To prove that $i$ is an embedding, let $a\in A$ be nonzero; we wish to show $i(a)$ is nonzero. This just means we need some $f\in S$ such that $f(a)\neq 0$. Let $B$ be the subgroup of $A$ generated by $a$, and let us first construct a homomorphism $f_0:B\to\mathbb{Q}/\mathbb{Z}$ such that $f_0(a)\neq 0$. If $B$ has finite order, then $B\cong\mathbb{Z}/n\mathbb{Z}$ so as you have mentioned we can take $f_0$ to be an embedding of $B$ into $\mathbb{Q}/\mathbb{Z}$. Otherwise, $B$ is freely generated by $a$ so we can take $f_0$ to send $a$ to whatever nonzero element of $\mathbb{Q}/\mathbb{Z}$ we want.
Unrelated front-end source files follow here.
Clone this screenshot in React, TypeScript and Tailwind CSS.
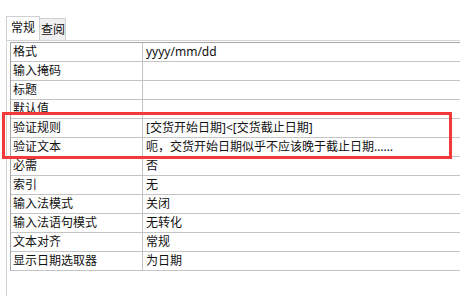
import React from 'react';

const rows: [string, string][] = [
    ['格式', 'yyyy/mm/dd'],
    ['输入掩码', ''],
    ['标题', ''],
    ['默认值', ''],
    ['验证规则', '[交货开始日期]<[交货截止日期]'],
    ['验证文本', '呃，交货开始日期似乎不应该晚于截止日期……'],
    ['必需', '否'],
    ['索引', '无'],
    ['输入法模式', '关闭'],
    ['输入法语句模式', '无转化'],
    ['文本对齐', '常规'],
    ['显示日期选取器', '为日期'],
];

const App: React.FC = () => {
    return (
        <div
            className="relative w-[460px] h-[296px] overflow-hidden bg-white text-[12px] text-[#111]"
            style={{ fontFamily: '"Microsoft YaHei", "Noto Sans", "Noto Sans CJK SC", sans-serif' }}
        >
            {/* tabs */}
            <div className="flex items-end pt-[16px] pl-[6px] h-[40px] whitespace-nowrap">
                <div className="h-[24px] border border-b-0 border-[#d0d0d0] bg-white pl-[4px] pr-[4px] leading-[22px] text-[12px]">
                    常规
                </div>
                <div className="h-[22px] border border-l-0 border-b-0 border-[#d0d0d0] bg-[#f0f0f0] pl-[1px] leading-[22px] text-[12px]">
                    查阅
                </div>
            </div>

            {/* panel */}
            <div className="ml-[6px] border-l border-t border-[#d4d4d4] pl-[3px] pt-[1px] h-[256px]">
                <div className="border-t border-l border-[#a8a8a8]">
                    {rows.map(([label, value]) => (
                        <div key={label} className="grid grid-cols-[132px_1fr] h-[19px] border-b border-[#c4c4c4]">
                            <div className="border-r border-[#c4c4c4] pl-[2px] leading-[18px] whitespace-nowrap">{label}</div>
                            <div className="pl-[3px] leading-[18px] whitespace-nowrap">{value}</div>
                        </div>
                    ))}
                </div>
            </div>

            {/* highlight */}
            <div className="absolute left-[2px] top-[112px] w-[450px] h-[47px] border-[3px] border-[#f23a3a]" />
        </div>
    );
};

export default App;
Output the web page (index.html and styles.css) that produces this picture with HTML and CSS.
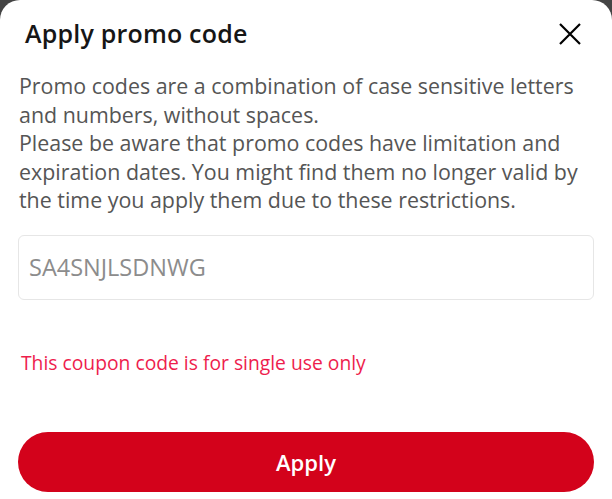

So, either way, we have $f_0:B\to\mathbb{Q}/\mathbb{Z}$ such that $f_0(a)\neq 0$. Now, since $\mathbb{Q}/\mathbb{Z}$ is injective, we can extend $f_0$ to a homomorphism $f:A\to\mathbb{Q}/\mathbb{Z}$ defined on all of $A$, and this $f$ will still satisfy $f(a)\neq 0$. (Note that the existence of this extension requires the axiom of choice in general and so you should not expect an explicit description; basically, you extend it to larger and larger subgroups of $A$ by transfinite recursion, using the fact that $\mathbb{Q}/\mathbb{Z}$ is divisible to find an extension each time you add one new generator.)
In specific examples, you can sometimes get an embedding that is smaller and more concrete than this "universal" embedding that uses all possible homomorphisms. For instance, in the case $A=\mathbb{Q}$, you can observe that for any $q\in\mathbb{Q}$ there is a homomorphism $f_q:\mathbb{Q}\to\mathbb{Q}/\mathbb{Z}$ given by $f_q(a)=aq+\mathbb{Z}$. For fixed $a$, you can always find a $q$ such that this is nonzero, since you just need $aq$ to not be an integer (so for instance you could take $q=1/n$ where $n$ is not a divisor of the numerator of $a$). So, you can embed $\mathbb{Q}$ in a product of copies of $\mathbb{Q}/\mathbb{Z}$ by taking the coordinates to be these maps $f_q$ for each $q\in\mathbb{Q}$ (or even just for $q$ of the form $1/2^n$, say, since for any nonzero $a$ there is always such a $q$ such that $aq$ is not an integer).